In line with the observations of his colleagues, Hansi Escobar confirmed Spain’s active efforts to help Iraq in its path towards stabilization and sustainable growth, even though international support alone cannot resolve the country’s problem.   “Iraq has to be the first helper of itself”, said Escobar, and highlighted several crucial challenges that Iraqi leaders must address.

  • the exponential demographic growth – the highest in the MENA region, which in turn contributed not only to a worrying increase of youth unemployment, but also to a worsening trend in terms of internal migration and hyper urbanization, which serve as an incubator for violence proliferation. This negative combination directly damaged the self-sustainability of the economy, and it is further aggravated by a housing deficit, with 40% of the population still living in conditions of poverty and deprivation. In this regard, he suggested a reform to undercut the cost in the real estate sector, prioritizing low cost and social housing.

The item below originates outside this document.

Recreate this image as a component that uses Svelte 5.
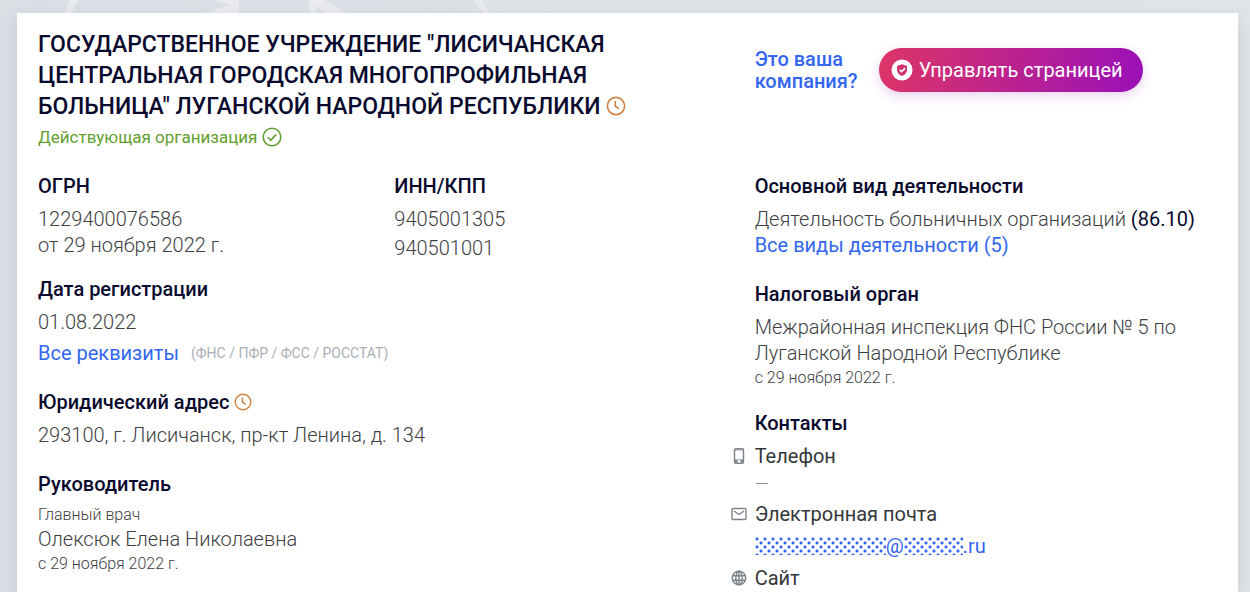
<script lang="ts">
  const title =
    'ГОСУДАРСТВЕННОЕ УЧРЕЖДЕНИЕ "ЛИСИЧАНСКАЯ ЦЕНТРАЛЬНАЯ ГОРОДСКАЯ МНОГОПРОФИЛЬНАЯ БОЛЬНИЦА" ЛУГАНСКОЙ НАРОДНОЙ РЕСПУБЛИКИ';
  const since = "с 29 ноября 2022 г.";
</script>

{#snippet clock()}
  <svg class="clock" viewBox="0 0 20 20" aria-hidden="true">
    <circle cx="10" cy="10" r="8.6" />
    <path d="M9.3 5v5.2l3.8 2.4" />
  </svg>
{/snippet}

<div class="page">
  <svg class="backdrop" viewBox="0 0 700 13" aria-hidden="true">
    <path d="M70 0h9l-8 13h-7zM215 0h24v13h-34l24-8zM309 0h14l24 13h-20l-10-6-2 6h-6zM474 0h8l8 13h-7z" />
  </svg>

  <main class="card">
    <header>
      <h1>{title} <button class="history" aria-label="История названий">{@render clock()}</button></h1>
      <p class="status">
        Действующая организация
        <svg viewBox="0 0 20 20" aria-hidden="true">
          <circle cx="10" cy="10" r="8.8" />
          <path d="M5.8 10.2l3 3.2 5.4-6" />
        </svg>
      </p>
    </header>

    <div class="owner">
      <a class="owner-link" href="#claim">Это ваша компания?</a>
      <button class="manage">
        <svg viewBox="0 0 22 22" aria-hidden="true">
          <circle cx="11" cy="11" r="10.5" fill="#fff" />
          <path d="M11 5.2l5 1.8v3.8c0 3-2 5.2-5 6.3-3-1.1-5-3.3-5-6.3V7z" fill="#d2326f" />
          <path d="M8.6 10.7l2 2 3.4-3.6" fill="none" stroke="#fff" stroke-width="1.6" />
        </svg>
        Управлять страницей
      </button>
    </div>

    <div class="details">
      <div class="codes">
        <section>
          <h2>ОГРН</h2>
          <p>1229400076586</p>
          <p>от 29 ноября 2022 г.</p>
        </section>
        <section>
          <h2>ИНН/КПП</h2>
          <p>9405001305</p>
          <p class="kpp">940501001</p>
        </section>
      </div>
      <section class="registration">
        <h2>Дата регистрации</h2>
        <p>01.08.2022</p>
        <p class="requisites">
          <a href="#requisites">Все реквизиты</a>
          <span>(ФНС / ПФР / ФСС / РОССТАТ)</span>
        </p>
      </section>
      <section class="spaced">
        <h2>Юридический адрес <button class="history" aria-label="История адресов">{@render clock()}</button></h2>
        <p>293100, г. Лисичанск, пр-кт Ленина, д. 134</p>
      </section>
      <section class="spaced">
        <h2>Руководитель</h2>
        <p class="small role">Главный врач</p>
        <p>Олексюк Елена Николаевна</p>
        <p class="small">{since}</p>
      </section>
    </div>

    <div class="details">
      <section>
        <h2>Основной вид деятельности</h2>
        <p>Деятельность больничных организаций <b>(86.10)</b></p>
        <p><a href="#activities">Все виды деятельности (5)</a></p>
      </section>
      <section class="spaced">
        <h2>Налоговый орган</h2>
        <p>Межрайонная инспекция ФНС России № 5 по Луганской Народной Республике</p>
        <p class="small">{since}</p>
      </section>
      <section class="contacts">
        <h2>Контакты</h2>
        <h3>
          <svg viewBox="0 0 16 16" aria-hidden="true">
            <rect x="3.5" y="0.8" width="9" height="14.4" rx="1.2" />
            <path d="M3.5 13.2h3M9.5 13.2h3" stroke-width="2.4" />
            <path d="M3.5 11.8h9M3.5 2h9" stroke-width="0.8" />
          </svg>
          Телефон
        </h3>
        <p class="none">—</p>
        <h3>
          <svg viewBox="0 0 16 16" aria-hidden="true">
            <rect x="1" y="2.5" width="14" height="11" rx="1" />
            <path d="M3 5l5 3.5L13 5" />
          </svg>
          Электронная почта
        </h3>
        <p class="email">
          <a href="#email"><span class="mask name"></span>@<span class="mask domain"></span>.ru</a>
        </p>
        <h3>
          <svg viewBox="0 0 16 16" aria-hidden="true">
            <circle cx="8" cy="8" r="6.8" />
            <ellipse cx="8" cy="8" rx="3.2" ry="6.8" />
            <path d="M1.5 5.7h13M1.5 10.3h13M8 1v14" />
          </svg>
          Сайт
        </h3>
      </section>
    </div>
  </main>
</div>

<style>
  :global(body) {
    margin: 0;
    background: linear-gradient(90deg, #dce0e5, #e0e5e8);
  }

  .page {
    position: relative;
    padding: 13px 12px 0 17px;
    overflow: hidden;
    font-family: Roboto, "Liberation Sans", sans-serif;
    font-size: 20px;
    font-weight: 300;
    line-height: 26px;
    color: #3d4043;
  }

  .backdrop {
    position: absolute;
    top: 0;
    left: 0;
    width: 700px;
    height: 13px;
    fill: #e9ebee;
  }

  .card {
    position: relative;
    display: grid;
    grid-template-columns: 1.55fr 1fr;
    grid-template-rows: auto 1fr;
    box-sizing: border-box;
    min-height: calc(100vh - 13px);
    padding: 16px 21px 0;
    background: #fff;
    box-shadow: 0 6px 16px rgba(70, 90, 110, 0.18);
  }

  h1,
  h2,
  h3,
  p {
    margin: 0;
  }

  h1 {
    max-width: 600px;
    font-size: 23px;
    font-weight: 500;
    line-height: 31px;
    color: #0a0a2e;
  }

  h2 {
    margin-bottom: 7px;
    font-size: 20px;
    font-weight: 500;
    color: #0a0a2e;
  }

  a {
    font-weight: 400;
    color: #3366f0;
    text-decoration: none;
  }

  b {
    font-weight: 400;
    color: #0a0a2e;
  }

  button {
    padding: 0;
    border: 0;
    background: none;
    font: inherit;
    cursor: pointer;
  }

  svg {
    fill: none;
  }

  .history {
    line-height: 0;
    vertical-align: -2px;
  }

  .clock {
    display: block;
    width: 18px;
    height: 18px;
    stroke: #d08040;
    stroke-width: 1.6;
  }

  h1 .clock {
    width: 20px;
    height: 20px;
  }

  .status {
    display: flex;
    align-items: center;
    gap: 5px;
    margin-top: 2px;
    font-size: 17px;
    font-weight: 400;
    color: #62a030;
  }

  .status svg {
    width: 20px;
    height: 20px;
    stroke: #62a030;
    stroke-width: 1.6;
  }

  .owner {
    display: flex;
    align-items: flex-start;
    gap: 16px;
    padding-top: 19px;
  }

  .owner-link {
    width: 108px;
    font-weight: 500;
    line-height: 22px;
  }

  .manage {
    display: flex;
    align-items: center;
    gap: 6px;
    height: 44px;
    padding: 0 20px 0 12px;
    border-radius: 22px;
    background: linear-gradient(100deg, #dc3566, #9a10b8);
    box-shadow: 0 4px 12px rgba(150, 40, 180, 0.2);
    font-weight: 400;
    color: #fff;
    white-space: nowrap;
  }

  .manage svg {
    width: 22px;
    height: 22px;
  }

  .details {
    margin-top: 23px;
  }

  .codes {
    display: grid;
    grid-template-columns: 1fr 1fr;
    padding-right: 4px;
  }

  .kpp {
    margin-top: 3px;
  }

  .registration {
    margin-top: 15px;
  }

  .requisites {
    display: flex;
    gap: 12px;
    margin-top: 5px;
  }

  .requisites span {
    font-size: 14px;
    font-weight: 400;
    color: #aab0b5;
  }

  .spaced {
    margin-top: 23px;
  }

  .small {
    font-size: 16px;
    line-height: 24px;
  }

  .role {
    line-height: 22px;
  }

  .contacts {
    margin-top: 20px;
  }

  h3 {
    display: flex;
    align-items: center;
    gap: 8px;
    margin-left: -24px;
    font-size: 20px;
    font-weight: 400;
    color: #34373a;
  }

  h3 svg {
    width: 16px;
    height: 16px;
    stroke: #7d838a;
    stroke-width: 1.4;
  }

  .none {
    margin: 2px 0 4px;
    font-size: 18px;
    color: #8a9096;
  }

  .email {
    margin: 6px 0;
  }

  .mask {
    display: inline-block;
    height: 18px;
    vertical-align: -2px;
    background:
      radial-gradient(circle at 2px 2px, #3366f0 1px, transparent 2px) 0 0 / 8px 8px,
      radial-gradient(circle at 2px 2px, #3366f0 1px, transparent 2px) 4px 4px / 8px 8px;
  }

  .name {
    width: 131px;
  }

  .domain {
    width: 59px;
  }
</style>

  • The necessity for structural reforms of the economic sector, especially in the public sector, which is too big, providing more than 42% of the total jobs, and corroded by a slow and dysfunctional bureaucracy. The Banking sector also needs urgent reform in support of the private business. Agriculture and water management as well as land distribution are also core issues requiring urgent reform.
  • The need for a sustainable and eco-friendly energy planning is needed for the future, as Iraq has enormous potential for solar energy use, with Spain ready to provide its expertise in this sector.
  • Creating an inclusive political dialogue aimed at tackling corruption and nepotism is urgently required in order to foster an effective governance.

The panel concluded with the speakers emphasizing the importance of an international and concerted effort to sustain Iraq, where the central government and the local institutions must work together, and all the groups and communities of the country actively participating in the decision-making process.